UAE uses World Cup as a political football in new Qatar threats

UAE uses World Cup as a political football in new Qatar threats
Another attack has been launched on Qatar's hosting of the 2022 World Cup, with UAE Foreign Minister Anwar Gargash saying 'Doha should review its record'.
2 min read
11 October, 2017
Gargash warned Qatar on Twitter over its hosting of the 2022 World Cup [Getty]
UAE's foreign minister attacked the upcoming Qatar 2022 World Cup on Tuesday, saying that the country must "reject extremism and terrorism" to host the games, accusations that several Gulf states have levelled against Doha.

Minister of State for Foreign Affairs Anwar Gargash said on Twitter Qatar should only be allowed to go ahead with the World Cup if it "reviews its record" for allegedly supporting extremist groups. 

"Qatar's hosting of World Cup 2022 should include a repudiation of policies supporting extremism & terrorism. Doha should review its record," Gargash wrote on Twitter, according to Reuters.

"Hosting World Cup 2022 should not be tainted by support of extremist individuals & (organisations)/ terrorist figures, review of Qatar's policies a must."

The call related to a diplomatic crisis in the Gulf pitting Qatar against regional rivals Saudi Arabia, UAE, Egypt and Bahrain over accusations Doha backs "extremist groups" likely due to its support for the Muslim Brotherhood.

The boycotting nations launched a blockade on Qatar in June forcing the Gulf state to find alternative trading partners.

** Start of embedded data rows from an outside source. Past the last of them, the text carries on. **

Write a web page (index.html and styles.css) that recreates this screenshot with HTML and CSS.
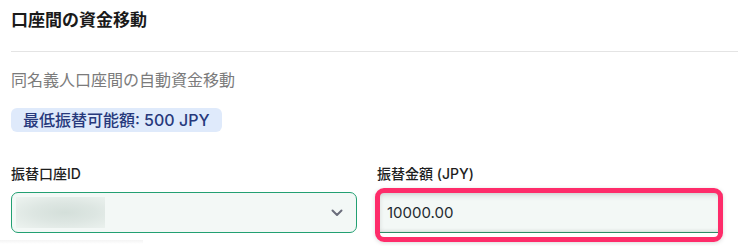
FILE: index.html
```html
<!DOCTYPE html>
<html lang="ja">
<head>
<meta charset="utf-8">
<link rel="stylesheet" href="styles.css">
</head>
<body>
<div class="card">
  <h2 class="title">口座間の資金移動</h2>
  <hr class="divider">
  <div class="body">
    <p class="subtitle">同名義人口座間の自動資金移動</p>
    <span class="badge">最低振替可能額: 500 JPY</span>
    <div class="row">
      <div class="field">
        <label class="label">振替口座ID</label>
        <div class="select">
          <span class="blurred"></span>
          <svg class="chevron" width="12" height="8" viewBox="0 0 12 8"><path d="M1.5 1.5 L6 6 L10.5 1.5" fill="none" stroke="#6b6e7c" stroke-width="2" stroke-linecap="round" stroke-linejoin="round"/></svg>
        </div>
        <div class="ghost"></div>
      </div>
      <div class="field">
        <label class="label">振替金額 (JPY)</label>
        <div class="input-wrap">
          <div class="input">10000.00</div>
          <div class="highlight"></div>
        </div>
      </div>
    </div>
  </div>
</div>
</body>
</html>
```
FILE: styles.css
```css
* { box-sizing: border-box; }
html, body { margin: 0; padding: 0; background: #ffffff; }
body {
  font-family: Inter, "Noto Sans CJK JP", sans-serif;
  color: #1c1c1c;
  width: 738px;
  height: 246px;
  overflow: hidden;
}
.card { padding-left: 11px; }
.title {
  margin: 8px 0 0 0;
  font-size: 17px;
  line-height: 24px;
  font-weight: 700;
  color: #1a1a1a;
}
.divider {
  border: 0;
  border-top: 1px solid #e4e4e4;
  margin: 19px 0 0 0;
}
.body { padding-right: 15px; }
.subtitle {
  margin: 16px 0 0 0;
  font-size: 16px;
  line-height: 24px;
  color: #7b7b7b;
}
.badge {
  display: inline-block;
  margin-top: 16px;
  height: 24px;
  line-height: 24px;
  padding: 0 12px;
  border-radius: 6px;
  background: #dfeafb;
  color: #27397c;
  font-size: 16px;
  font-weight: 500;
}
.row {
  display: grid;
  grid-template-columns: 346px 346px;
  column-gap: 20px;
  margin-top: 32px;
}
.field { display: flex; flex-direction: column; position: relative; }
.label {
  font-size: 14px;
  line-height: 20px;
  font-weight: 500;
  color: #1e1e1e;
  margin-bottom: 8px;
}
.select {
  height: 41px;
  border: 1px solid #22a072;
  border-radius: 7px;
  background: #f3f8f6;
  display: flex;
  align-items: center;
  justify-content: space-between;
  padding: 0 13px 0 4px;
}
.blurred {
  width: 89px;
  height: 31px;
  background: radial-gradient(ellipse at 55% 50%, #d4dfda 0%, #dde6e2 45%, #edf3f0 100%);
}
.chevron { display: block; }
.ghost {
  position: absolute;
  left: -11px;
  top: 76px;
  width: 143px;
  height: 4px;
  background: linear-gradient(#f4f4f4, #ffffff);
}
.input-wrap { position: relative; }
.input {
  height: 41px;
  background: #f3f8f6;
  border-bottom: 1px solid #2e8a66;
  border-radius: 4px 4px 0 0;
  box-shadow: inset 0 3px 6px rgba(0, 0, 0, 0.12), inset 3px 0 5px rgba(0, 0, 0, 0.08), inset -3px 0 5px rgba(0, 0, 0, 0.08);
  font-size: 15px;
  line-height: 41px;
  padding-left: 10px;
  color: #1f2a30;
}
.highlight {
  position: absolute;
  left: -2px;
  right: 0;
  top: -4px;
  bottom: -9px;
  border: 5px solid #fe2c6a;
  border-radius: 9px;
  box-shadow: 0 1px 4px rgba(0,0,0,0.15);
}
```
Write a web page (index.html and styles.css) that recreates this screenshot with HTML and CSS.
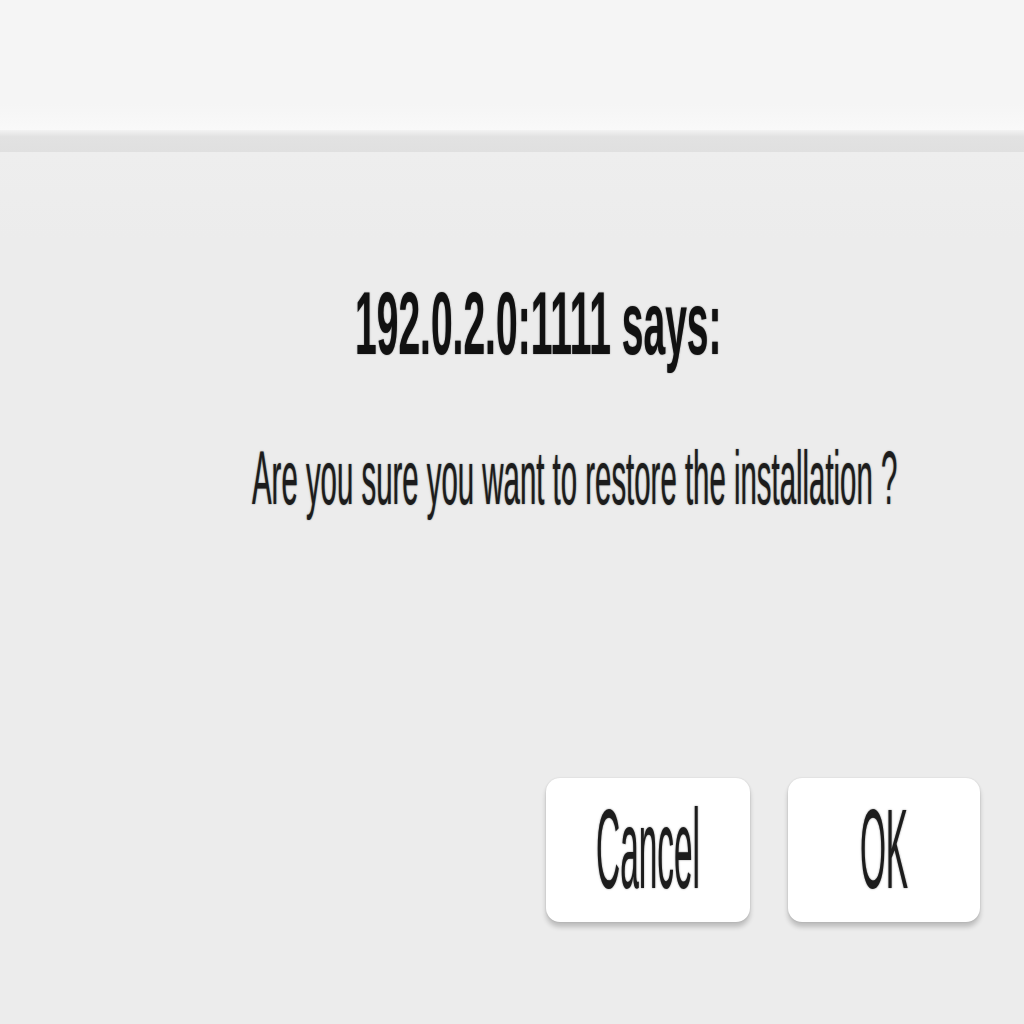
FILE: index.html
```html
<!DOCTYPE html>
<html lang="en">

<head>
    <meta charset="UTF-8" />
    <meta name="viewport" content="width=device-width, initial-scale=1.0" />
    <title>Confirm</title>
    <link rel="stylesheet" href="styles.css">
</head>

<body>
    <header class="topbar"></header>
    <div class="divider"></div>

    <main class="dialog">
        <h1 class="dialog-title"><span>192.0.2.0:1111 says:</span></h1>
        <p class="dialog-message"><span>Are you sure you want to restore the installation ?</span></p>

        <div class="dialog-buttons">
            <button class="btn btn-cancel"><span>Cancel</span></button>
            <button class="btn btn-ok"><span>OK</span></button>
        </div>
    </main>
</body>

</html>
```

FILE: styles.css
```css
* {
    margin: 0;
    padding: 0;
    box-sizing: border-box;
}

body {
    font-family: 'Liberation Sans', Arial, sans-serif;
    background-color: #ececec;
    color: #161616;
    min-height: 100vh;
    display: flex;
    flex-direction: column;
}

.topbar {
    height: 130px;
    background: linear-gradient(#f5f5f5 0%, #f5f5f5 80%, #f9f9f9 100%);
}

.divider {
    height: 22px;
    background: linear-gradient(#f3f3f3 0%, #e2e2e2 30%, #e0e0e0 100%);
}

.dialog {
    flex: 1;
    display: flex;
    flex-direction: column;
    background: linear-gradient(#eeeeee 0%, #ececec 10%);
}

.dialog-title {
    margin-top: 126px;
    padding-left: 355px;
    font-size: 39px;
    line-height: 39px;
    font-weight: bold;
    color: #111;
    text-shadow: 0 0 1px rgba(0, 0, 0, 0.5);
}

.dialog-title span {
    display: inline-block;
    transform: scaleY(2.3);
    transform-origin: left top;
}

.dialog-message {
    margin-top: 122px;
    padding-left: 252px;
    font-size: 29.4px;
    line-height: 29px;
    color: #1c1c1c;
    text-shadow: 0 0 1px rgba(0, 0, 0, 0.5);
}

.dialog-message span {
    display: inline-block;
    transform: scaleY(2.6);
    transform-origin: left top;
    white-space: nowrap;
}

.dialog-buttons {
    display: flex;
    justify-content: flex-end;
    gap: 38px;
    padding-right: 44px;
    margin-top: 310px;
}

.btn {
    height: 144px;
    border: none;
    border-radius: 14px;
    background: #fff;
    box-shadow: 0 5px 5px rgba(0, 0, 0, 0.2), 0 0 2px rgba(0, 0, 0, 0.14);
    font-family: 'Liberation Sans', Arial, sans-serif;
    font-size: 33.4px;
    line-height: 1;
    color: #1c1c1c;
    text-shadow: 0 0 1px rgba(0, 0, 0, 0.5);
    display: flex;
    align-items: center;
    justify-content: center;
    cursor: pointer;
}

.btn span {
    display: inline-block;
    transform: scaleY(3.4);
}

.btn-cancel {
    width: 204px;
}

.btn-ok {
    width: 192px;
}
```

The World Cup has been a target for the blockading countries, with Saudi Arabia and the UAE allegedly pressuring FIFA on the issue.

On Monday, influential Dubai intelligence chief Dhahi Khalfan also issued a threat to Qatar over the World Cup.

"If Qatar no longer hosts 2020 [World Cup], the crisis will go from Qatar because the crisis was 
created to end it," he wrote on Twitter.

This weekend saw the release of a report by Cornerstone Global that alleged Qatar might give up hosting the World Cup due to the blockade.

Doha dismissed the report as being compiled by a group with an open "affiliation to the countries blockading Qatar" and said that companies constructing the eight stadiums for the games had found alternative suppliers.

Saudi Arabia, the UAE, Bahrain and Egypt began a blockade on Qatar in June, accusing it of supporting "extremism" and being too close to Iran.